A busy professional in Bangalore probably encounters between five and ten disposable cups in a typical workday without ever stopping to count them. The chai stall outside the apartment. The office vending machine. The post-lunch filter coffee. The 4 PM meeting tea. The Swiggy coffee for late nights. None of these feel like a choice. They are simply how the day flows.
Designing around them does not require a lifestyle overhaul. It requires one cup, carried, and the small commitment to use it across seven specific moments. This is what those seven moments look like in a Bangalore week.
Most Bangalore neighbourhoods have a vendor who opens by sunrise and pours kullad or paper-cup chai for the early-rising crowd. Carry the cup. Hand it to the vendor before he reaches for the disposable. Most chai vendors are happy to oblige — the cup costs them roughly eighty paise per pour, and they know you. Done five times a week for fifty weeks, this single swap is around two hundred and fifty disposable cups not generated.
Tender coconut and street chai are the unofficial currency of Bangalore's morning walk circuit. The cups they come in are almost always disposable. Bringing your own creates a small moment of friction the first few times, but the vendors near the park gates have seen enough BYO regulars by now that the conversation is shorter than you expect.
The standard cylindrical paper cup. Probably two hundred of them stacked next to the machine at any given time. Pull yours out and place it under the spout instead. Most modern vending machines accept any cup that fits. The cup that would have been dispensed is the same cup that ends up in the pantry bin two hours later.
South Indian office canteens are split between the ones that still serve filter coffee in steel davaras and the ones that have switched to disposable plastic cups. If yours is the latter, your cup intercepts the disposable. If yours is the former, no swap is needed for sit-down — but the takeaway version still arrives in plastic unless you ask otherwise.
Somebody orders chai for everyone in a meeting. It arrives in a tray of paper cups. Take yours from the tray and pour it into your own. Slightly bolder, ask the office assistant to pour into your cup at source — most are willing once they understand the routine. The first time is awkward. The second time is normal.

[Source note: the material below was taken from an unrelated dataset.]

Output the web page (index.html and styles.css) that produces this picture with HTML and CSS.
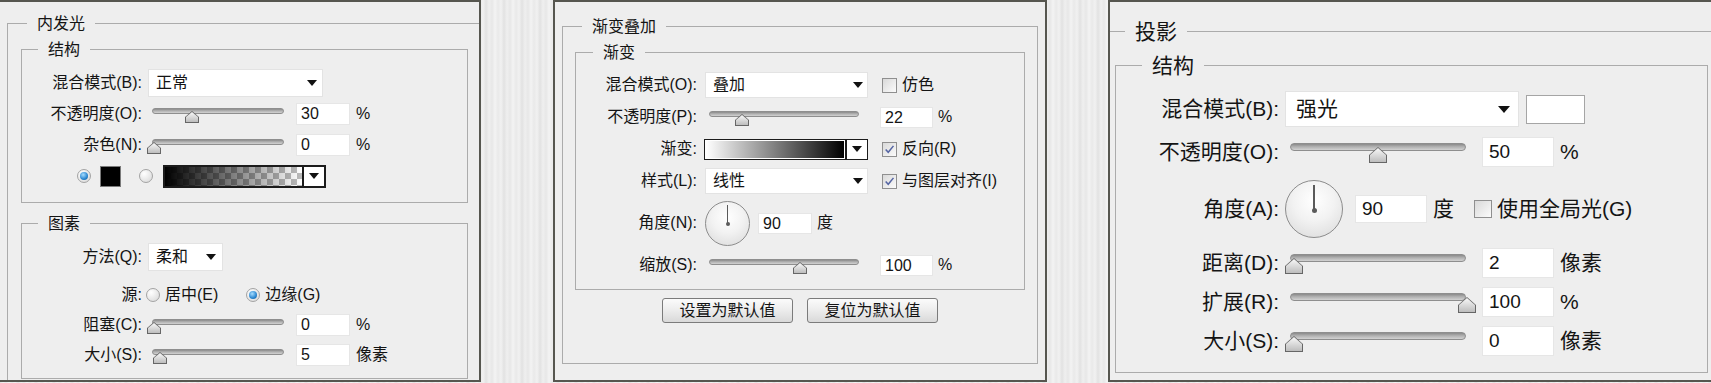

The most disposable-heavy moment of the day. Coffee or chai delivered for the late shift in a sealed paper cup with a plastic lid. The disposable cannot be avoided here, because the platform requires sealed packaging. What can be avoided is sitting with the disposable for the next four hours. Decant immediately into your cup at the desk. The disposable is still wasted, but at least it is not staying on your desk leaching whatever its lining is made of.
Third-wave coffee shops in Bangalore have started accepting BYO mugs. Some offer a small discount for it. Some quietly appreciate the gesture. This is the swap that earns you nothing financial but reinforces the habit, because the weekend is when most reusable-cup routines silently die out.
None of these swaps is effortless in the first three weeks. You forget the cup on Mondays. Vendors look at you strangely. The bag feels heavier than it should. What becomes effortless is the fourth week onwards. The cup becomes part of the bag, the vendors recognise it, the office pantry adjusts. The behaviour stops being a choice and starts being default. Quietly, somewhere on the back of an envelope, around fifteen hundred disposable cups did not get used in a year.
That number scales when ten people in your office do it. It scales further when your floor does it. It is, eventually, how an office stops counting cups in trash bags.